From the entries below, please gather each line containing the string "this".
-- start of TASK MATERIAL --
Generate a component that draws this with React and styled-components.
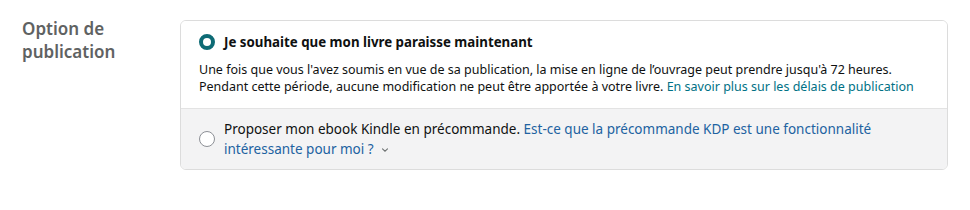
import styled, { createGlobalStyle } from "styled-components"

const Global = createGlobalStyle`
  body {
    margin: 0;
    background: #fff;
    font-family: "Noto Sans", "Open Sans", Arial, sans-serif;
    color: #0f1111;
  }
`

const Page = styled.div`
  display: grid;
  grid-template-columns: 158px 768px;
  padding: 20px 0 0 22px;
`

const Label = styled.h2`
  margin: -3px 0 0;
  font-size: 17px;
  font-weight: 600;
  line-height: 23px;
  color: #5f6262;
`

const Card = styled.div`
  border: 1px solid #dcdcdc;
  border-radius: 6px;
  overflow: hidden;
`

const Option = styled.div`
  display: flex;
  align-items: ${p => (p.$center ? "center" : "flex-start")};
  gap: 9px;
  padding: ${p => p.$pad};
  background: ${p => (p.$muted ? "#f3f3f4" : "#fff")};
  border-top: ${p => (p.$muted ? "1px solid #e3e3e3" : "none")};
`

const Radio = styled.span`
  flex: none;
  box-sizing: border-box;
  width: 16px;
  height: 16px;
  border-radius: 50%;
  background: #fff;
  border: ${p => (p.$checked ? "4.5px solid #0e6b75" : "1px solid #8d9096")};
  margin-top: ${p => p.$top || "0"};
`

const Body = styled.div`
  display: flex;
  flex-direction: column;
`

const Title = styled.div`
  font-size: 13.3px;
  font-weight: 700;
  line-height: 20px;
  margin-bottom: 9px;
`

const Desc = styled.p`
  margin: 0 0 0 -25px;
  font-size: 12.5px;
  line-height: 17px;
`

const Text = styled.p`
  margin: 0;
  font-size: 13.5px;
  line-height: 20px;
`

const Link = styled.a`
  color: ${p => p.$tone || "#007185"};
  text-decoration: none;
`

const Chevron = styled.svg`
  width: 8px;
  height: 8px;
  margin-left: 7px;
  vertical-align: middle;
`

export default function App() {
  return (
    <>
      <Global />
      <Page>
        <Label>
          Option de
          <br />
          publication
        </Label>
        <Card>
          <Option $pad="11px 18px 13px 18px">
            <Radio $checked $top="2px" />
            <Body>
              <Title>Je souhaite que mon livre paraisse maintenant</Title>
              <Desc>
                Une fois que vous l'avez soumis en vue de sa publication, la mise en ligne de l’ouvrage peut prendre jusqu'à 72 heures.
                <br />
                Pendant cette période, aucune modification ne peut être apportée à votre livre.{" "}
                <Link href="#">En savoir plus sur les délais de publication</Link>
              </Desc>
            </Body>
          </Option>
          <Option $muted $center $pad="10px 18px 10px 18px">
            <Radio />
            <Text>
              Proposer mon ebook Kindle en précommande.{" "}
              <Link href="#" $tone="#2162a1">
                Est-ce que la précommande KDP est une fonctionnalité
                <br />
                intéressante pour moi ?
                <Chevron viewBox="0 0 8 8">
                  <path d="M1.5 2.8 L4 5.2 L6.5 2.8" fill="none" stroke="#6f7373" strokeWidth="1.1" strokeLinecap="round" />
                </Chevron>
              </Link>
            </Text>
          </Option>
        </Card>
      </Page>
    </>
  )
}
-- end of TASK MATERIAL --
-- start of TASK MATERIAL --
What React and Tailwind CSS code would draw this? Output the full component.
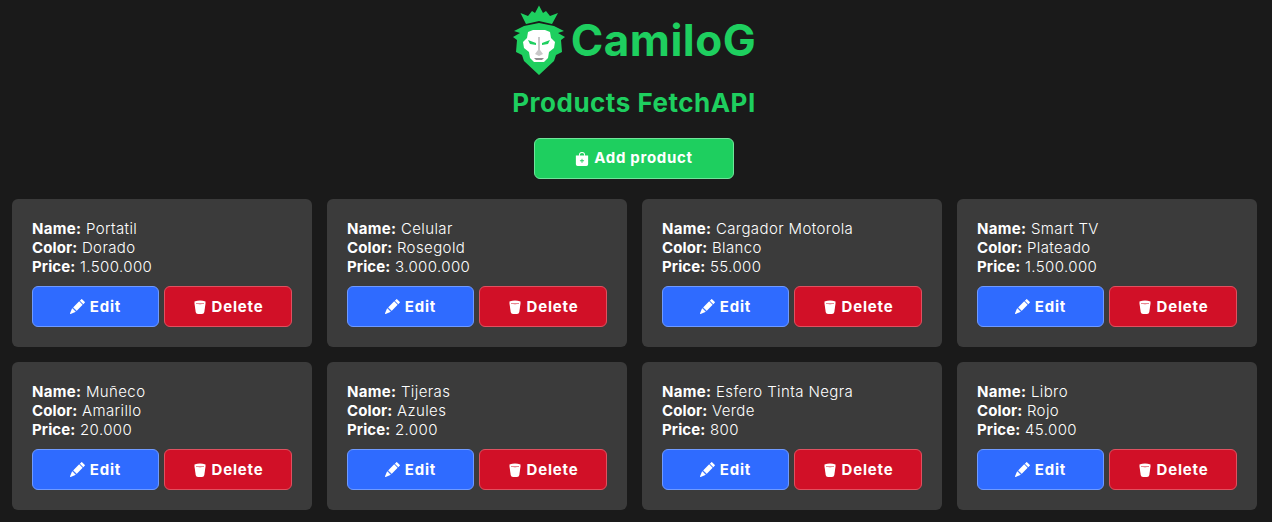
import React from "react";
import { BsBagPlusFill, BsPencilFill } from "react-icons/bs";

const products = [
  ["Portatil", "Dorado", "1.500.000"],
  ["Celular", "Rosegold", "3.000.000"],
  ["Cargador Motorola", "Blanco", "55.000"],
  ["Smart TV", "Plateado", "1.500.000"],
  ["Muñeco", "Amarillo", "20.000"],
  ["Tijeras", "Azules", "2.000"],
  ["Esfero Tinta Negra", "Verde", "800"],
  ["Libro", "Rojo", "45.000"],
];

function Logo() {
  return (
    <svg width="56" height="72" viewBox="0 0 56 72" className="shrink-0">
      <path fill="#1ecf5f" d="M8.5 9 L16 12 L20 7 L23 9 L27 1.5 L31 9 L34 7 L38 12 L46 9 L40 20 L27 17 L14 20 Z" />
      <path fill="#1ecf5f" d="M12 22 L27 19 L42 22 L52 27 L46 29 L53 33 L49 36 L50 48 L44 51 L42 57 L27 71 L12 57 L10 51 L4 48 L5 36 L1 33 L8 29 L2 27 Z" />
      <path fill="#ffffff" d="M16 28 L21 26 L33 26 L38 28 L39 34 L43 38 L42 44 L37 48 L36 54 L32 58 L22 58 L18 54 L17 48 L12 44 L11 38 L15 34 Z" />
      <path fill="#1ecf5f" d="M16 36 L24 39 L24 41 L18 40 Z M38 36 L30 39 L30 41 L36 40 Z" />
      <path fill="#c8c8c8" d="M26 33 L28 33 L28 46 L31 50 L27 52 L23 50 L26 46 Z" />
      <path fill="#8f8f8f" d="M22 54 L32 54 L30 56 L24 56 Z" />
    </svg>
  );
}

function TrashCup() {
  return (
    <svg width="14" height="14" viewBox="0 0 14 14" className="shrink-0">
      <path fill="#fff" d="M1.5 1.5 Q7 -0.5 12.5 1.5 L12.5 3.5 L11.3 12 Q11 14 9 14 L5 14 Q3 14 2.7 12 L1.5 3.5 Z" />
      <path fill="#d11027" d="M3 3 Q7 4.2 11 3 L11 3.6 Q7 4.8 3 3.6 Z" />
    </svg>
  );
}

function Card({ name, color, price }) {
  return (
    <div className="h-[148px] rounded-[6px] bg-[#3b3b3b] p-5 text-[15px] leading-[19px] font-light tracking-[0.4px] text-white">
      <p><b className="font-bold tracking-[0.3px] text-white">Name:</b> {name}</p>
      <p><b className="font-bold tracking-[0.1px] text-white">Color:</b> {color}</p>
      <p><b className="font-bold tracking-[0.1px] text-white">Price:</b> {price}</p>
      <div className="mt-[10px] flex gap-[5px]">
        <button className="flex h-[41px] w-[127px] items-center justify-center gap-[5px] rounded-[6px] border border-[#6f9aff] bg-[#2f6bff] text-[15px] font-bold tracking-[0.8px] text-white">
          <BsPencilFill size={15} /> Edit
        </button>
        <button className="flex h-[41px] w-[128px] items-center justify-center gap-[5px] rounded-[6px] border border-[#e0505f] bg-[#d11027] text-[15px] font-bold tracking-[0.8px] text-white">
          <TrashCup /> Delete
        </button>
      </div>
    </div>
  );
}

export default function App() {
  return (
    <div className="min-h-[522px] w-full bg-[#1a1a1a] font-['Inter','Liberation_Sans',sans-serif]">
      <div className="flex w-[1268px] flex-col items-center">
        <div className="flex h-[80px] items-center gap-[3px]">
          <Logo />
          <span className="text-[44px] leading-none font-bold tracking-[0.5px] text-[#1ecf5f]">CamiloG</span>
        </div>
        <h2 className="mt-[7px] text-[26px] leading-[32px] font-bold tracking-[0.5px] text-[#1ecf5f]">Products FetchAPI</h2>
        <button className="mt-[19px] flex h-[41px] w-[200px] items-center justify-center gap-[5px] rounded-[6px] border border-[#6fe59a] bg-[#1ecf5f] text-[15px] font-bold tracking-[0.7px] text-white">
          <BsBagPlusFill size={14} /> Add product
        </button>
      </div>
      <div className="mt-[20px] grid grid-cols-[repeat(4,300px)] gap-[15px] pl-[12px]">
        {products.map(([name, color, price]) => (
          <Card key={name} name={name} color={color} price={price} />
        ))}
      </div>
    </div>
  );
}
-- end of TASK MATERIAL --
THE OUTPUT.
Generate a component that draws this with React and styled-components.
What React and Tailwind CSS code would draw this? Output the full component.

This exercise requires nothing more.